03 December 2024

The Three Main Options for Property Investment: Insights from Denis Dunn

Submitted by: Celine Keown

Property investment offers a reliable path to wealth creation, but understanding your options and their financial implications is crucial. Denis Dunn, founder of the Denis Dunn Investor Club, highlights three primary strategies for property investors:

  1. South African Buy-to-Rent (BTR) investments.
  2. Offshore investments in Mauritius.
  3. Property development schemes.

Each strategy presents unique opportunities, but the financial structure of your investment plays a pivotal role in determining tax implications, estate planning, and long-term growth. Dunn’s analysis prioritises Option One, the Family Trust Structure, for its robust wealth-building and tax advantages.
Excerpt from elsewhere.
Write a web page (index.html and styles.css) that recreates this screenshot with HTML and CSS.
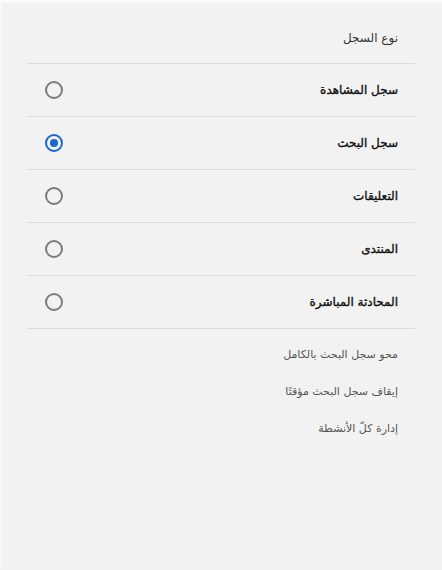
FILE: index.html
```html
<!DOCTYPE html>
<html lang="ar" dir="rtl">
<head>
<meta charset="utf-8">
<link rel="stylesheet" href="styles.css">
</head>
<body>
<div class="page">
  <div class="panel">
    <div class="heading">نوع السجل</div>
    <div class="list">
      <div class="row"><span class="label">سجل المشاهدة</span><span class="radio"></span></div>
      <div class="row"><span class="label">سجل البحث</span><span class="radio checked"></span></div>
      <div class="row"><span class="label">التعليقات</span><span class="radio"></span></div>
      <div class="row"><span class="label">المنتدى</span><span class="radio"></span></div>
      <div class="row"><span class="label">المحادثة المباشرة</span><span class="radio"></span></div>
    </div>
    <div class="links">
      <a class="link">محو سجل البحث بالكامل</a>
      <a class="link">إيقاف سجل البحث مؤقتًا</a>
      <a class="link">إدارة كلّ الأنشطة</a>
    </div>
  </div>
</div>
</body>
</html>
```

FILE: styles.css
```css
html, body {
  margin: 0;
  padding: 0;
  background: #f2f2f2;
}
body {
  font-family: "DejaVu Sans", "Noto Sans", sans-serif;
  direction: rtl;
  width: 442px;
  height: 570px;
  overflow: hidden;
}
.page {
  border-top: 3px solid #fafafa;
  border-left: 2px solid #f8f8f8;
  height: 567px;
  box-sizing: border-box;
}
.panel {
  margin: 0 27px 0 25px;
}
.heading {
  padding: 26px 17px 16px 0;
  line-height: 18px;
  font-size: 12px;
  color: #333;
  border-bottom: 1px solid #dcdcdc;
}
.row {
  display: flex;
  align-items: center;
  justify-content: space-between;
  height: 52px;
  border-bottom: 1px solid #dcdcdc;
  padding: 0 17px 0 18px;
}
.label {
  font-size: 12px;
  font-weight: normal;
  color: #111;
  -webkit-text-stroke: 0.35px #111;
}
.radio {
  width: 14px;
  height: 14px;
  border: 2px solid #7c7c7c;
  border-radius: 50%;
  box-sizing: content-box;
  position: relative;
}
.radio.checked {
  border-color: #1a66d2;
}
.radio.checked::after {
  content: "";
  position: absolute;
  left: 3px;
  top: 3px;
  width: 8px;
  height: 8px;
  border-radius: 50%;
  background: #1a66d2;
}
.links {
  display: flex;
  flex-direction: column;
  padding-top: 7px;
  padding-right: 17px;
}
.link {
  display: block;
  line-height: 37px;
  font-size: 11px;
  color: #555;
}
```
Option One: Family Trust Structure

A Family Trust Structure holds shares in an investment company that manages the property portfolio. This approach offers the following benefits:

Asset Protection

Properties in a trust are excluded from your personal estate, safeguarding them from estate duties upon death and reducing the tax burden on heirs.

Tax Savings

A trust mitigates inheritance-related taxes, providing significant savings for future generations.

Long-Term Wealth Creation

By shielding assets and streamlining management, this structure promotes wealth accumulation and security for the long term.

Consideration: While the setup and administration costs of a trust are higher, these are outweighed by the long-term benefits for serious investors.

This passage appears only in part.